:: Available data ::
________________________________________

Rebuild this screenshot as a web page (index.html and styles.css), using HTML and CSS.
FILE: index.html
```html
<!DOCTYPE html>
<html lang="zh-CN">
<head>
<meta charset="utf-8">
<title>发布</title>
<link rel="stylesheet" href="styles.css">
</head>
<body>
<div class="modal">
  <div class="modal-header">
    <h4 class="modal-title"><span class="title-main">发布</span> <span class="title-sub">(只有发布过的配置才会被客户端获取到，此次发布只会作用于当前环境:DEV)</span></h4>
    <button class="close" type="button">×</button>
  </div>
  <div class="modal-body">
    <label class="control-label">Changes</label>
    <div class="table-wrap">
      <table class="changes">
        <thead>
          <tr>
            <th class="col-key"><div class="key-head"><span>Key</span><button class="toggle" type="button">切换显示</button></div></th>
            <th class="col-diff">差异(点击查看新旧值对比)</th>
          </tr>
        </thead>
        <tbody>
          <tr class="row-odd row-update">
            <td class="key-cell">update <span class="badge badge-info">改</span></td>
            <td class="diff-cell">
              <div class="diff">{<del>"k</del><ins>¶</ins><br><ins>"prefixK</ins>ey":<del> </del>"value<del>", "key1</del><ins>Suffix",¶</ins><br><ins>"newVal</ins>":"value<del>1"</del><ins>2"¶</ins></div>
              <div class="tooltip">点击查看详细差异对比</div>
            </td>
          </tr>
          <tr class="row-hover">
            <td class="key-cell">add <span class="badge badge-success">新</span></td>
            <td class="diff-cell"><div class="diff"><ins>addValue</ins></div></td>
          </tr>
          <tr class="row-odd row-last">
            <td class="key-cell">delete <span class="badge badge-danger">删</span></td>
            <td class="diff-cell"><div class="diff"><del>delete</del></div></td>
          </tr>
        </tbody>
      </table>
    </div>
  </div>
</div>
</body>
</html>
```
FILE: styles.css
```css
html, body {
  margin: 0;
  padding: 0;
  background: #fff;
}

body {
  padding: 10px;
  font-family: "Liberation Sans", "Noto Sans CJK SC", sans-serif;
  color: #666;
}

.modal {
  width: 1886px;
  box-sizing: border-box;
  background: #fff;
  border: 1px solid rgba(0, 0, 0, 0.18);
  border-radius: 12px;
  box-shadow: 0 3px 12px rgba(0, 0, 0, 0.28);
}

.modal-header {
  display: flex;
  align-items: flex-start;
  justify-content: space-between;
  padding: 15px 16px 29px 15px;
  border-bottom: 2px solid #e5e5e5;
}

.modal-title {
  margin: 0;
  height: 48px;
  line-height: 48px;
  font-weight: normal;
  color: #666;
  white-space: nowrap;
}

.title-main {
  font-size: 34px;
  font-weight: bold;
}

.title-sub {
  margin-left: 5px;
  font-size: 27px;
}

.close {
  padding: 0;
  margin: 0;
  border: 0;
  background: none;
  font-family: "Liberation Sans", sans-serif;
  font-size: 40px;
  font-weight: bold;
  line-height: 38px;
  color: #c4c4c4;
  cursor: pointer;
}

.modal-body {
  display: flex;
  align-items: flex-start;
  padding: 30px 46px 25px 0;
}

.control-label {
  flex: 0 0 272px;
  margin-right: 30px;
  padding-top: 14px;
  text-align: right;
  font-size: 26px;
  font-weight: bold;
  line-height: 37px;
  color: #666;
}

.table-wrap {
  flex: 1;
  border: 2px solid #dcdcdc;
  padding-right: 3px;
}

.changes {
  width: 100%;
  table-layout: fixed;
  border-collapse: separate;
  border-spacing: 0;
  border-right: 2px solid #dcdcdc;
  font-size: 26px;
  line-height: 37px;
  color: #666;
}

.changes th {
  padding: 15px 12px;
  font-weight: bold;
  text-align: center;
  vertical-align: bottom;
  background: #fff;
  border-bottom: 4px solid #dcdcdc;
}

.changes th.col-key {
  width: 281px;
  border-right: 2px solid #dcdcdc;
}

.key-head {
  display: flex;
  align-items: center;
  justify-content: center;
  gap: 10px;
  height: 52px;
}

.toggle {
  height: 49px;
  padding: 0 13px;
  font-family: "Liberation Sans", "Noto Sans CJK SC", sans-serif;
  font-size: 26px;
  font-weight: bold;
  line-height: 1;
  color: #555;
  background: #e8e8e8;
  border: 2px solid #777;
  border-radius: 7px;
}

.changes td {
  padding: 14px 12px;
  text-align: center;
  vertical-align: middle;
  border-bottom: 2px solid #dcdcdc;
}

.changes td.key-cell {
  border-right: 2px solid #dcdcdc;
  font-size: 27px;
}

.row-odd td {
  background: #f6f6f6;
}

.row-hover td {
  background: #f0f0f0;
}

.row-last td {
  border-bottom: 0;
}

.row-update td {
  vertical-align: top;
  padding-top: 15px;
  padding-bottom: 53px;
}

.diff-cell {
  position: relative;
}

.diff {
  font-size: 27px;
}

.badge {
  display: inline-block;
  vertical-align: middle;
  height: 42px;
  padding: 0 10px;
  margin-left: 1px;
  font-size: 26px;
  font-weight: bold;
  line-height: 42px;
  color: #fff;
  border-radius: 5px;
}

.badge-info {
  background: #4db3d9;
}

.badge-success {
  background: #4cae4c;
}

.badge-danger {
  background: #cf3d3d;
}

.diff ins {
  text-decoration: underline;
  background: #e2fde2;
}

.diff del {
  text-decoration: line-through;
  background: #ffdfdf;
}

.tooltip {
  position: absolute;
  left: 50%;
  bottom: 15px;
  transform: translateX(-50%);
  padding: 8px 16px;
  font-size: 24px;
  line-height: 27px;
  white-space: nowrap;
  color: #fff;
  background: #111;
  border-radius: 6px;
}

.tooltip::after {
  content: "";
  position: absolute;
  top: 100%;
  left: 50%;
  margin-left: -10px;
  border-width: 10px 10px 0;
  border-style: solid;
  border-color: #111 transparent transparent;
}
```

________________________________________

:: What to produce ::
Show every line from the listing above in which the string "index" appears.

:: Result ::
Rebuild this screenshot as a web page (index.html and styles.css), using HTML and CSS.
FILE: index.html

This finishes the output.